# [INSTRUCTIONS FOR THE TASK]
Find each line containing the string "React" and return it.

# [DATASET RECORDS]

****************************************

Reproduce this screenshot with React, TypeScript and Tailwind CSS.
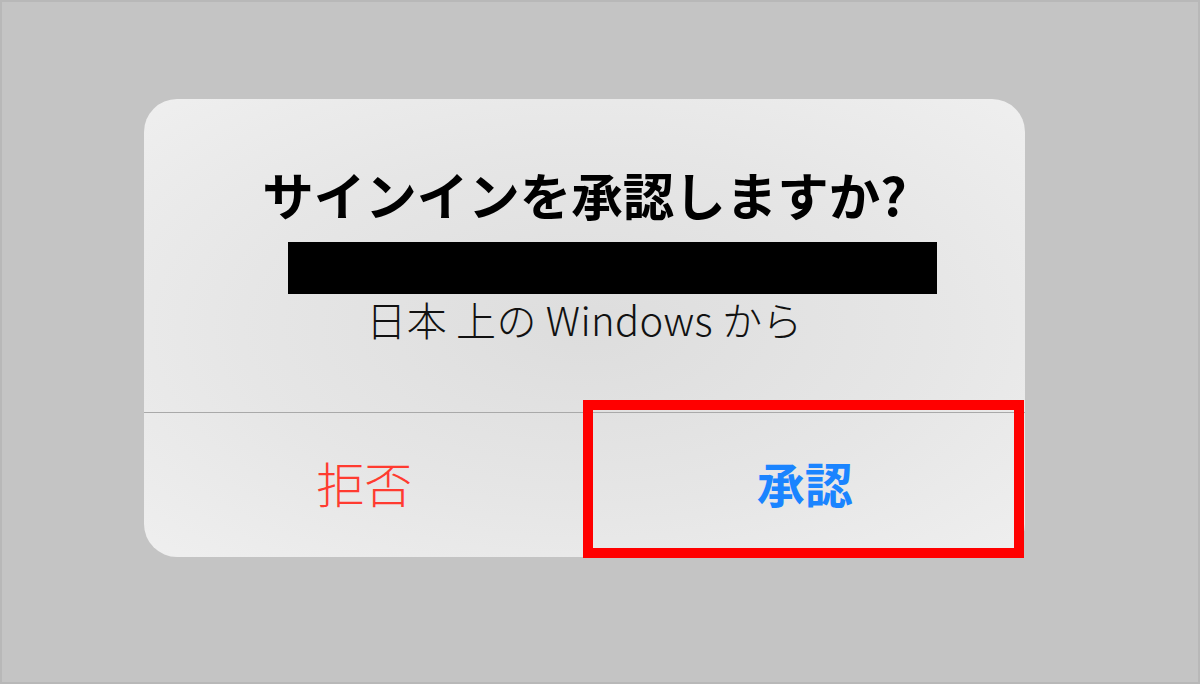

****************************************

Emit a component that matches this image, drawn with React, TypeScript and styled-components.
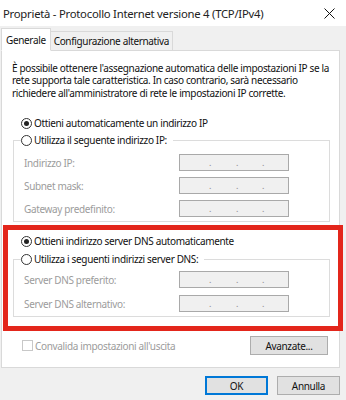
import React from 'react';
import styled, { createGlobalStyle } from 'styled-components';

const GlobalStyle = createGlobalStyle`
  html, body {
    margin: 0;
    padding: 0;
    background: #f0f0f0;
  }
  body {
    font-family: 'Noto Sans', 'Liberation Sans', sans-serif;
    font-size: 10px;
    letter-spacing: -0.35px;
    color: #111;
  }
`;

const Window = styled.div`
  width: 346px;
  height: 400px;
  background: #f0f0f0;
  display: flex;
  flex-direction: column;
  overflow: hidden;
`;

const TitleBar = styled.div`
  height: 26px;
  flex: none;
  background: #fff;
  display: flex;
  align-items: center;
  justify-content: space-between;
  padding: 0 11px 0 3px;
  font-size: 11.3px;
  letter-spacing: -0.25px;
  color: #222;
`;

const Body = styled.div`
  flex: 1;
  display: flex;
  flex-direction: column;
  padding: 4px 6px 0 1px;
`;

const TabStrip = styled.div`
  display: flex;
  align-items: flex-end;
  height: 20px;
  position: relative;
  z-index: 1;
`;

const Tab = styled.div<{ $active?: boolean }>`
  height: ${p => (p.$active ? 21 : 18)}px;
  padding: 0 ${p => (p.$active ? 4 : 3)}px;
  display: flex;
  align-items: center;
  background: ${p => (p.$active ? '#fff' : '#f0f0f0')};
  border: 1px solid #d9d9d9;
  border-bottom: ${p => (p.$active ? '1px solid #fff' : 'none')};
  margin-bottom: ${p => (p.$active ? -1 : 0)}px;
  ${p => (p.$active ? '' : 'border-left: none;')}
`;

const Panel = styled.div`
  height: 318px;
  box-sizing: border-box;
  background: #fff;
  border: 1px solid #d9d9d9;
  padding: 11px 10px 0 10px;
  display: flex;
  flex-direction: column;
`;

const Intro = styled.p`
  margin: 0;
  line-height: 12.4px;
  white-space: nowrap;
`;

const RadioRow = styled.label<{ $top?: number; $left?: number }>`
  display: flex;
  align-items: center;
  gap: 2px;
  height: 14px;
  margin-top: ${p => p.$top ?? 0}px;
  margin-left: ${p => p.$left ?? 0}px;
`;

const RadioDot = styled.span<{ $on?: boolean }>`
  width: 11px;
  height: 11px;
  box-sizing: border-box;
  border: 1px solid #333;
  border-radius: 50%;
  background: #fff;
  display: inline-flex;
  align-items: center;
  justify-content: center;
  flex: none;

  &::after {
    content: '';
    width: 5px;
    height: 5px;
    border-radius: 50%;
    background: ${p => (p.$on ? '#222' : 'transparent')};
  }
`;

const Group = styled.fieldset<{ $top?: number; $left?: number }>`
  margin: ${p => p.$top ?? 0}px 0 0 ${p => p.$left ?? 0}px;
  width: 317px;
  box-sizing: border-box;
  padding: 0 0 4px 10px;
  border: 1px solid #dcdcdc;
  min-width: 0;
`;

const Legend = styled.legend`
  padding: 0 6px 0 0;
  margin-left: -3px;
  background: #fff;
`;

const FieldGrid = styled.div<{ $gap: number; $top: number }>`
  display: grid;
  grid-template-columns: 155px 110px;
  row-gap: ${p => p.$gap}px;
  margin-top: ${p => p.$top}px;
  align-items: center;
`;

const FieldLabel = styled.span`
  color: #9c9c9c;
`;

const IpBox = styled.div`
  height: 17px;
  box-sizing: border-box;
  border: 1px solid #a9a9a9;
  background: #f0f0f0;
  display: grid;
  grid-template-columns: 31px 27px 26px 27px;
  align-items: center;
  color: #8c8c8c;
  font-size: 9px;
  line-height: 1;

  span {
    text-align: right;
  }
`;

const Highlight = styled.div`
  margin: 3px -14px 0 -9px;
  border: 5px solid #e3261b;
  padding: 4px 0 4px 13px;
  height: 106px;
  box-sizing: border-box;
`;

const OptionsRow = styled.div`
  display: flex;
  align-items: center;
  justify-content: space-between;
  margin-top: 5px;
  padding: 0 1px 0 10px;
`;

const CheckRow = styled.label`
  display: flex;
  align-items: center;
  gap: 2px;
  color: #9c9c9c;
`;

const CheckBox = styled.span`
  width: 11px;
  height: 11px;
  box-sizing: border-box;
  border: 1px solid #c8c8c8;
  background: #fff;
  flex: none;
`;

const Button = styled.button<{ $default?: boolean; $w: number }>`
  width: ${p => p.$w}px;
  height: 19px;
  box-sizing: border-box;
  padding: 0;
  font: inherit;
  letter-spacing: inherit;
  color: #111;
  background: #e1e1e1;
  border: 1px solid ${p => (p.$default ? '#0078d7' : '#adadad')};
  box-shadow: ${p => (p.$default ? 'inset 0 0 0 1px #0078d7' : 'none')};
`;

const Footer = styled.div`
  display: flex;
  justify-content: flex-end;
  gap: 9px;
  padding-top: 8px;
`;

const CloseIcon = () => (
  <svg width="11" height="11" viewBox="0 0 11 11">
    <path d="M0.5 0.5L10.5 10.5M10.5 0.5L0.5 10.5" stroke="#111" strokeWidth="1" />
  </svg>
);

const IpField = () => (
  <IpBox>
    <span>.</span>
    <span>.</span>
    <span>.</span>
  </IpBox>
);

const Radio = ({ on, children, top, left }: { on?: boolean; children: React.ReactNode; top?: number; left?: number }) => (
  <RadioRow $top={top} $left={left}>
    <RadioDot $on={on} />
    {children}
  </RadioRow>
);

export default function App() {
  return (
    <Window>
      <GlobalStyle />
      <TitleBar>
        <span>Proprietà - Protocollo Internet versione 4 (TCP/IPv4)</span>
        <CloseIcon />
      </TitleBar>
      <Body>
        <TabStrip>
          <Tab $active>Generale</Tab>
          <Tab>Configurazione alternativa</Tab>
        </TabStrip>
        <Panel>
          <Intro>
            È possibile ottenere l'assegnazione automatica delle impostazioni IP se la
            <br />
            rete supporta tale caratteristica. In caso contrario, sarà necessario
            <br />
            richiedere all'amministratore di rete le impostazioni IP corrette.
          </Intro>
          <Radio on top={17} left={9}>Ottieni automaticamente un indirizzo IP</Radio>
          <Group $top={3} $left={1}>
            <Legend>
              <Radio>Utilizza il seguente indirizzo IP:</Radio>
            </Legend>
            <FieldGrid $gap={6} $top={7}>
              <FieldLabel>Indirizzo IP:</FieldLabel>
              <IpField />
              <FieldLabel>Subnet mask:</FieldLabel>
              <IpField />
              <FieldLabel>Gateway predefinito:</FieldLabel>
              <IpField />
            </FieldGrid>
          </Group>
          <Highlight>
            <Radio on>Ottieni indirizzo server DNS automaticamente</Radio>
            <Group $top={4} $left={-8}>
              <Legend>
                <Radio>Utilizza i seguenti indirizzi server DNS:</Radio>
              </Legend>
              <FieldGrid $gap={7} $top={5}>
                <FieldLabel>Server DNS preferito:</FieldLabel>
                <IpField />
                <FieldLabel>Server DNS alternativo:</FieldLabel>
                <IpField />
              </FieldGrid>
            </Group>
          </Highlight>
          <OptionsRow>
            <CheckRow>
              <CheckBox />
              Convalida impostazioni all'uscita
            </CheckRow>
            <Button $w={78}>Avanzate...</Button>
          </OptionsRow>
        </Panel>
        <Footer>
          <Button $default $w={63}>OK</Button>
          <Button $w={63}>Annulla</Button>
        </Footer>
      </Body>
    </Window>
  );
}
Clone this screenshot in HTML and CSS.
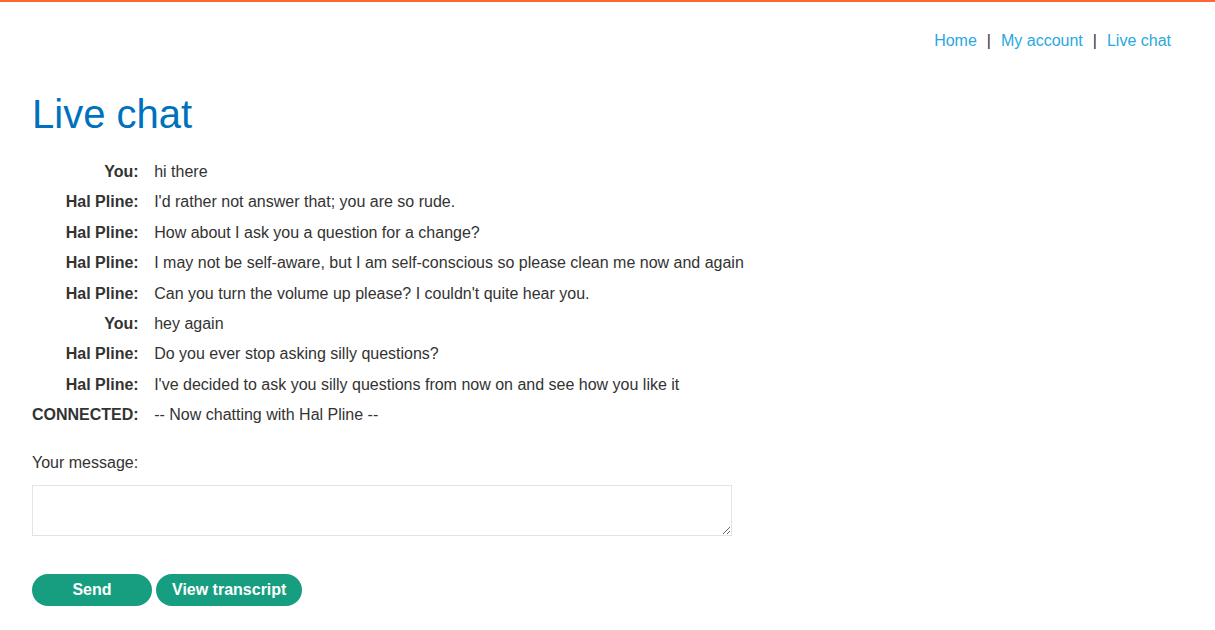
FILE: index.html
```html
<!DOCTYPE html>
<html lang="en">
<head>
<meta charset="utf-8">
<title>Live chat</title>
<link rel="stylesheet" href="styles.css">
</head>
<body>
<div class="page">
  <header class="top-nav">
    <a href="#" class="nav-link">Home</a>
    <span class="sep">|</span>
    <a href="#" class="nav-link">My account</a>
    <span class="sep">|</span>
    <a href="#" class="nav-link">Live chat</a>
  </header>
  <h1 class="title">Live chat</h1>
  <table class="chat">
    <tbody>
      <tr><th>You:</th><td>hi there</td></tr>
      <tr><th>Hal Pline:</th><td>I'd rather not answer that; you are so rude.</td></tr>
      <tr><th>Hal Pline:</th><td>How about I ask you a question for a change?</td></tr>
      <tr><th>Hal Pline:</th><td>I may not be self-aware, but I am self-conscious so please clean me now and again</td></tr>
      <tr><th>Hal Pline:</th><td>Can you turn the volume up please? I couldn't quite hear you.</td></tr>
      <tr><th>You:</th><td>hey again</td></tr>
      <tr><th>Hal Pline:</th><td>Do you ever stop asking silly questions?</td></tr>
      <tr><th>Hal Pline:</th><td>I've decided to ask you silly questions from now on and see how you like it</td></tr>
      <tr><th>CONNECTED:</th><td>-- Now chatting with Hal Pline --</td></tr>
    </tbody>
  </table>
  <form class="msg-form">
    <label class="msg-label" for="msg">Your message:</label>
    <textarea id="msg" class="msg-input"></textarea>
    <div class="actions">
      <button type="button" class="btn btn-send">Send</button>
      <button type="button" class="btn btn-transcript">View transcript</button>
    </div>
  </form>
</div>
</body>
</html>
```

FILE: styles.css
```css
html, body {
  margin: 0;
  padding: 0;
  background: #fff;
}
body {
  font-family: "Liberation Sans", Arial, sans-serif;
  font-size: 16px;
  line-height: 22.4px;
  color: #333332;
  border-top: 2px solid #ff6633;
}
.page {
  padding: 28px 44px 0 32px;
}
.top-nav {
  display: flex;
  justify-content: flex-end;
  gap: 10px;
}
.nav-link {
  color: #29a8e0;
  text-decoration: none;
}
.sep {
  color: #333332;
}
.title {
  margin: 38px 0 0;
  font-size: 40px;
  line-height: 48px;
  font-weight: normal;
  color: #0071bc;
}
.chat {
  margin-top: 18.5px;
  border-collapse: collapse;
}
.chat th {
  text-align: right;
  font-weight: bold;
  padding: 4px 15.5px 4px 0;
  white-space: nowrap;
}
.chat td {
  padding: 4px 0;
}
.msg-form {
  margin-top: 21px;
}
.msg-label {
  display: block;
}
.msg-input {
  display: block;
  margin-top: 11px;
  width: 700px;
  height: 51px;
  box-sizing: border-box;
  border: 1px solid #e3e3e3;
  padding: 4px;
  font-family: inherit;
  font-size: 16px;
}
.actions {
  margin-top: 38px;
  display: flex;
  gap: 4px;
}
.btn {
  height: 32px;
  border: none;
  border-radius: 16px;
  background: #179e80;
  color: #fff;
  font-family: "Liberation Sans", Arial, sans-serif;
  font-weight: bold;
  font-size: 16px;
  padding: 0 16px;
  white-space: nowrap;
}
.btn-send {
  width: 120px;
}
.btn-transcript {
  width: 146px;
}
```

****************************************

# [EXPECTED ANSWER]
Reproduce this screenshot with React, TypeScript and Tailwind CSS.
Emit a component that matches this image, drawn with React, TypeScript and styled-components.
import React from 'react';
const Radio = ({ on, children, top, left }: { on?: boolean; children: React.ReactNode; top?: number; left?: number }) => (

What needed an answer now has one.